While I am not surprised that CVI is significantly slower than Visual Studio, I am surprised that the memcpy performance is this low. While I'm not sure if this is directly comparable, this is much lower than the EVEREST benchmark bandwidth. While I don't need quite that level of performance, a minimum of 3GB/sec is necessary. Surely the standard library implementation can't be this much worse than whatever EVEREST is using!

What, if anything, can I do to make memcpy faster in this situation?

Hardware details: AMD Magny Cours- 4x octal core 128 GB DDR3 Windows Server 2003 Enterprise X64

Test program:

#include <windows.h>
#include <stdio.h>

const size_t NUM_ELEMENTS = 2*1024 * 1024;
const size_t ITERATIONS = 10000;

int main (int argc, char *argv[])
{
    LARGE_INTEGER start, stop, frequency;

    QueryPerformanceFrequency(&frequency);

    unsigned short * src = (unsigned short *) malloc(sizeof(unsigned short) * NUM_ELEMENTS);
    unsigned short * dest = (unsigned short *) malloc(sizeof(unsigned short) * NUM_ELEMENTS);

    for(int ctr = 0; ctr < NUM_ELEMENTS; ctr++)
    {
        src[ctr] = rand();
    }

    QueryPerformanceCounter(&start);

    for(int iter = 0; iter < ITERATIONS; iter++)
        memcpy(dest, src, NUM_ELEMENTS * sizeof(unsigned short));

    QueryPerformanceCounter(&stop);

    __int64 duration = stop.QuadPart - start.QuadPart;

    double duration_d = (double)duration / (double) frequency.QuadPart;

    double bytes_sec = (ITERATIONS * (NUM_ELEMENTS/1024/1024) * sizeof(unsigned short)) / duration_d;

    printf("Duration: %.5lfs for %d iterations, %.3lfMB/sec\n", duration_d, ITERATIONS, bytes_sec);

    free(src);
    free(dest);

    getchar();

    return 0;
}

EDIT: If you have an extra five minutes and want to contribute, can you run the above code on your machine and post your time as a comment?

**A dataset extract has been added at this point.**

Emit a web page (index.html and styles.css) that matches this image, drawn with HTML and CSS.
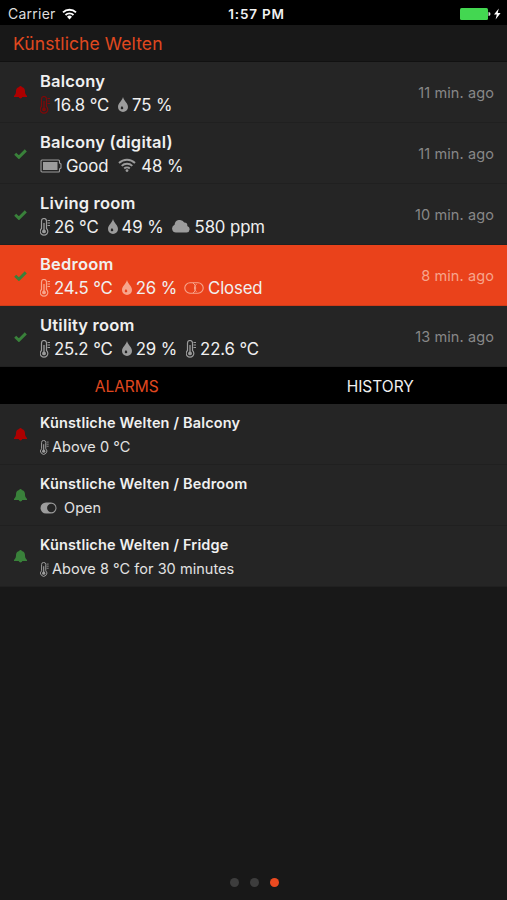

My notebook shows the same memory bandwidth. But a quickly engineered sse2/4 algorithm did not improve the performance (only marginally). — Christopher, Nov 23 '10 at 22:09
More testing with SSE code did only lead to a speed up of 60 MB/sec over the memcpy algorithm in VC2010. The Core-i5 Laptop peaked at about 2,224 GB/sec (shouldn't this number be doubled? we are writing this number and reading it at the same time, so ~4,4 GB/sec ...). Either something can be done, that I overlooked or you really have to 'not-copy' your data. — Christopher, Nov 23 '10 at 23:20
Check out onemasse's answer (William Chan's SSE2 ASM implementation of memcpy) - using memcpy and CopyMemory, I get 1.8GB/s. With William's implementation, I got 3.54GB/s (that's nearly double!). This is on Core2Duo wolfdale with 2 channel DDR2 at 800MHz. — Zach Saw, Nov 24 '10 at 12:01
Further to my answer below, it has just occurred to me that the transfer of data from the capture card will consume some of the memory bandwidth available to the CPU, I think you'd lose about 33% (memcpy = read/write, with capture card = write/read/write), so your in-app memcpy will be slower than a benchmark memcpy. — Skizz, Dec 08 '10 at 00:54
Macbook Retina Pro Core, i7 2.6GHz (Win 7 x64 via Bootcamp) : 8474 MB/Sec. Compiler is Embarcadero C++Builder 2010 — Roddy, May 21 '13 at 09:39
Interesting topic. Core i7-4770 3.4GHz, 2x8GB DDR3 1600MHz CL9. VS 2013 x64 rls build. 5 measurements. Win8: ~13GB/s, Win7: ~11GB/s — waldez, Oct 09 '14 at 14:15

score 36 · Accepted Answer · answered Nov 24 '10 at 17:28

I have found a way to increase speed in this situation. I wrote a multi-threaded version of memcpy, splitting the area to be copied between threads. Here are some performance scaling numbers for a set block size, using the same timing code as found above. I had no idea that the performance, especially for this small size of block, would scale to this many threads. I suspect that this has something to do with the large number of memory controllers (16) on this machine.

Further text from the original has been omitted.